Screen’s Melanie Goodfellow reports on the slate that Wild Bunch is taking to the European Film Market during the Berlinale:
- Louis Garrel’s second feature, A Faithful Man, co-written with Jean-Claude Carrière, stars himself, Laetitia Casta, and Lily-Rose Depp. “The film revolves around the complex relationship between Abel, his former partner Marianne, who left him for his best friend Paul but returns following the latter man’s death, and Paul’s sister, who is secretly in love with Abel.”
- Hirokazu Kore-eda’s Shoplifters “revolves around an impoverished family, living off petty crime, who happily take in an abandoned girl until an unforeseen incident tests family ties.”
- Yury Bykov’s The Factory is “a thriller about a group of factory workers who kidnap a local oligarch when he declares their factory bankrupt after months of withholding wages, pitting themselves against his ruthless private bodyguards and a police SWAT team.”
- Benoît Delépine and Gustave Kervern’s I Feel Good stars Jean Dujardin “as free-loading slacker Jacques who cooks up a plan to sell cheap plastic surgery package tours after his parents cut him off.”
- Peter Grönlund’s Goliath is “about the son of a drug dealer torn between the desire to go straight or bow to pressure to take over the reins of his dysfunctional family’s criminal business.”
And more. Wild Bunch will also be showing promo reels for, among other titles, Claire Denis’s High Life.
“Melissa McCarthy is finalizing a deal to star with Tiffany Haddish in The Kitchen, the drama on which Andrea Berloff will make her directorial debut,” reports Deadline’s Mike Fleming Jr. “The Kitchen is an Irish mafia story set in Hell’s Kitchen, New York in the 1970’s. An FBI sweep catches mob leaders, and while they are under arrest and their criminal enterprise is jeopardized, the mob wives take over. They end up running the illicit business in more vicious fashion than their husbands ever did.”
“Michael Keaton is in negotiations to star in real-life inspirational drama, What Is Life Worth,” reports Deadline’s Nancy Tartaglione. “David Frankel is directing from Max Borenstein’s 2008 Black List script that’s based on Kenneth Feinberg’s acclaimed memoir recounting the inside story of the 9/11 Fund and its effort to compensate victims.”
Last October, Tartaglione reported that Renée Zellweger would play Judy Garland in Judy, “the true story of the singer and actress’ final concerts in London.” Now she’s got an update: Finn Wittrock (American Horror Story) and Jessie Buckley (Beast) have joined the cast.

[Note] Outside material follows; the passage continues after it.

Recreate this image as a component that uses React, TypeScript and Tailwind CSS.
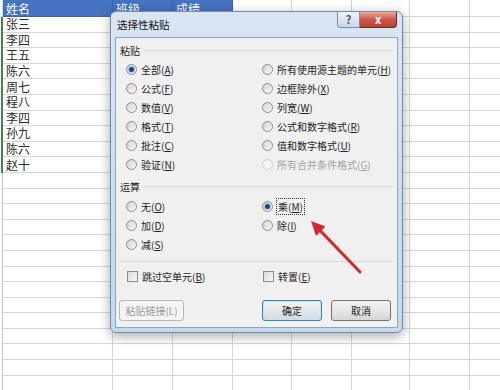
import React from "react";

const colW = [3, 110, 60, 60, 59, 60, 58, 60, 60];
const names = ["张三", "李四", "王五", "陈六", "周七", "程八", "李四", "孙九", "陈六", "赵十"];

function Radio({ checked, disabled }: { checked?: boolean; disabled?: boolean }) {
  return (
    <span
      className={
        disabled
          ? "w-[11px] h-[11px] rounded-full border border-[#cfcfcf] bg-[#f5f5f5] flex items-center justify-center shrink-0"
          : "w-[11px] h-[11px] rounded-full border border-[#8d8d8d] bg-gradient-to-br from-[#d2d2d2] to-[#fafafa] flex items-center justify-center shrink-0"
      }
    >
      {checked && <span className="w-[5px] h-[5px] rounded-full bg-[#1d4a78] shadow-[0_0_0_1px_#a9c8e6]" />}
    </span>
  );
}

function Check() {
  return (
    <span className="w-[11px] h-[11px] border border-[#8d8d8d] bg-gradient-to-br from-[#d8d8d8] to-[#f8f8f8] shrink-0" />
  );
}

type Opt = { t: string; k: string; checked?: boolean; disabled?: boolean; focus?: boolean } | null;

function Option({ o }: { o: Opt }) {
  if (!o) return <div />;
  return (
    <div className="flex items-center gap-[4px] whitespace-nowrap">
      <Radio checked={o.checked} disabled={o.disabled} />
      <span
        className={
          (o.disabled ? "text-[#a3a3a3] " : "text-[#1e1e1e] ") +
          (o.focus ? "outline outline-1 outline-dotted outline-[#333] px-[1px]" : "")
        }
      >
        {o.t}(<u>{o.k}</u>)
      </span>
    </div>
  );
}

function GroupHead({ label }: { label: string }) {
  return (
    <div className="h-[14px] flex items-center gap-[4px]">
      <span className="text-[#1e1e1e]">{label}</span>
      <div className="flex-1 border-t border-[#d9d9d9]" />
    </div>
  );
}

const paste: Opt[] = [
  { t: "全部", k: "A", checked: true },
  { t: "所有使用源主题的单元", k: "H" },
  { t: "公式", k: "F" },
  { t: "边框除外", k: "X" },
  { t: "数值", k: "V" },
  { t: "列宽", k: "W" },
  { t: "格式", k: "T" },
  { t: "公式和数字格式", k: "R" },
  { t: "批注", k: "C" },
  { t: "值和数字格式", k: "U" },
  { t: "验证", k: "N" },
  { t: "所有合并条件格式", k: "G", disabled: true },
];

const ops: Opt[] = [
  { t: "无", k: "O" },
  { t: "乘", k: "M", checked: true, focus: true },
  { t: "加", k: "D" },
  { t: "除", k: "I" },
  { t: "减", k: "S" },
  null,
];

function Sheet() {
  const rows = Array.from({ length: 25 });
  return (
    <div className="flex flex-col font-['Noto_Sans_CJK_SC',sans-serif]">
      <div className="flex h-[17px]">
        {colW.map((w, i) => (
          <div
            key={i}
            style={{ width: w }}
            className={
              i >= 1 && i <= 3
                ? "shrink-0 h-full bg-[#4473c2] border-r border-b border-[#3b64aa] text-white text-[12px] leading-none pl-[3px] pt-[2px] flex items-center whitespace-nowrap"
                : "shrink-0 h-full border-r border-b border-[#d6d6d6]"
            }
          >
            {i === 1 ? "姓名" : i === 2 ? "班级" : i === 3 ? "成绩" : ""}
          </div>
        ))}
      </div>
      {rows.map((_, r) => (
        <div key={r} className="flex h-[15.6px]">
          {colW.map((w, i) => (
            <div
              key={i}
              style={{ width: w }}
              className={
                i === 0
                  ? r < 10
                    ? "shrink-0 h-full border-r-2 border-[#4b7d5a]"
                    : "shrink-0 h-full border-r border-[#bfbfbf]"
                  : "shrink-0 h-full border-r border-b border-[#d6d6d6] text-[#2a2a2a] text-[12px] leading-none pl-[3px] flex items-center whitespace-nowrap"
              }
            >
              {i === 1 && r < names.length ? names[r] : ""}
            </div>
          ))}
        </div>
      ))}
    </div>
  );
}

function Dialog() {
  return (
    <div className="absolute left-[110px] top-[11px] w-[293px] h-[322px] rounded-[6px] border border-[#6e8db3] bg-gradient-to-b from-[#d9e5f3] to-[#c4d8ee] shadow-[0_3px_12px_rgba(0,0,0,0.35)] flex flex-col font-['Noto_Sans_CJK_SC',sans-serif] text-[10px]">
      <div className="h-[25px] flex items-start">
        <span className="ml-[6px] self-center text-[#111] text-[10.5px]">选择性粘贴</span>
        <div className="ml-auto mr-[5px] flex">
          <div className="w-[23px] h-[16px] rounded-bl-[4px] border border-t-0 border-[#7a8ea9] bg-gradient-to-b from-[#eef3f9] to-[#c8d6e7] flex items-center justify-center text-[#4a5a70] text-[11px] font-bold leading-none">
            ?
          </div>
          <div className="w-[37px] h-[16px] rounded-br-[4px] border border-t-0 border-l-0 border-[#6b2a22] bg-gradient-to-b from-[#e9a99a] via-[#c9584b] to-[#c0402f] flex items-center justify-center text-white text-[11px] font-bold leading-none">
            x
          </div>
        </div>
      </div>
      <div className="mx-[4px] mb-[4px] flex-1 border border-[#8fa4bf] bg-[#f0f0f0] px-[4px] pt-[5px] flex flex-col">
        <GroupHead label="粘贴" />
        <div className="mt-[3px] pl-[6px] grid grid-cols-[136px_1fr] auto-rows-[19px]">
          {paste.map((o, i) => (
            <Option key={i} o={o} />
          ))}
        </div>
        <div className="mt-[5px]">
          <GroupHead label="运算" />
        </div>
        <div className="mt-[4px] pl-[6px] grid grid-cols-[136px_1fr] auto-rows-[19px]">
          {ops.map((o, i) => (
            <Option key={i} o={o} />
          ))}
        </div>
        <div className="mt-[7px] border-t border-[#d9d9d9]" />
        <div className="mt-[5px] pl-[7px] grid grid-cols-[136px_1fr] h-[19px]">
          <div className="flex items-center gap-[4px] whitespace-nowrap">
            <Check />
            <span className="text-[#1e1e1e]">
              跳过空单元(<u>B</u>)
            </span>
          </div>
          <div className="flex items-center gap-[4px] whitespace-nowrap">
            <Check />
            <span className="text-[#1e1e1e]">
              转置(<u>E</u>)
            </span>
          </div>
        </div>
        <div className="mt-[14px] flex items-center h-[21px]">
          <div className="ml-[-1px] w-[65px] h-[21px] rounded-[3px] border border-[#b5b9bc] bg-[#f4f4f4] flex items-center justify-center text-[#9a9a9a] whitespace-nowrap">
            粘贴链接(L)
          </div>
          <div className="ml-[78px] w-[60px] h-[21px] rounded-[3px] border border-[#3c7fb1] shadow-[inset_0_0_0_1px_#c4e5f6] bg-gradient-to-b from-[#f2f2f2] via-[#e3e7ea] to-[#d3dadf] flex items-center justify-center text-[#1e1e1e]">
            确定
          </div>
          <div className="ml-[9px] w-[60px] h-[21px] rounded-[3px] border border-[#707070] bg-gradient-to-b from-[#f2f2f2] via-[#e6e6e6] to-[#d6d6d6] flex items-center justify-center text-[#1e1e1e]">
            取消
          </div>
        </div>
      </div>
    </div>
  );
}

export default function App() {
  return (
    <div className="relative w-[500px] h-[390px] overflow-hidden bg-white">
      <Sheet />
      <Dialog />
      <svg className="absolute left-0 top-0 pointer-events-none" width="500" height="390" viewBox="0 0 500 390">
        <line x1="360" y1="272" x2="320.7" y2="231.1" stroke="#d32a2e" strokeWidth="3" strokeLinecap="round" />
        <polygon points="311,221 325.5,226.5 316,236" fill="#d32a2e" />
      </svg>
    </div>
  );
}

From Deadline’s Peter White: “Entourage and Lost star Bai Ling is back and set to star in Chinese murder mystery The Fatal Contract—her first Chinese feature since she was banned from the country for openly criticizing government officials.” Ling will play a bartender who teams up with a young policeman to investigate the murder of an artist.
“Tom Hanks and Rita Wilson are set to star in the Shakespeare Center of Los Angeles’ production of Henry IV,” reports Ariana Brockington for Variety. “Hanks will play the comedic role of Sir John Falstaff. The twenty-four performances will run between June 5 and July 1.”
Norman Lebrecht passes along word that László Melis, who composed the score for László Nemes’s Son of Saul (2015), has died at the age of sixty-four. “At the time of his death Melis was working on a score for Sunset, the forthcoming new movie by László Nemes.” Via Movie City News.
On the new Film Comment Podcast (54’23”), Violet Lucca, Andrew Chan, and Aliza Ma “discuss Chinese film culture, sprawling multiplexes, censorship, and the types of films that do and don’t get made anymore on the Mainland and off.”
Max Allan Collins, Kevin Heffernin, and Andrew Nette join Mike White in the Projection Booth (167’26”) to discuss Robert Aldrich's Kiss Me Deadly (1955).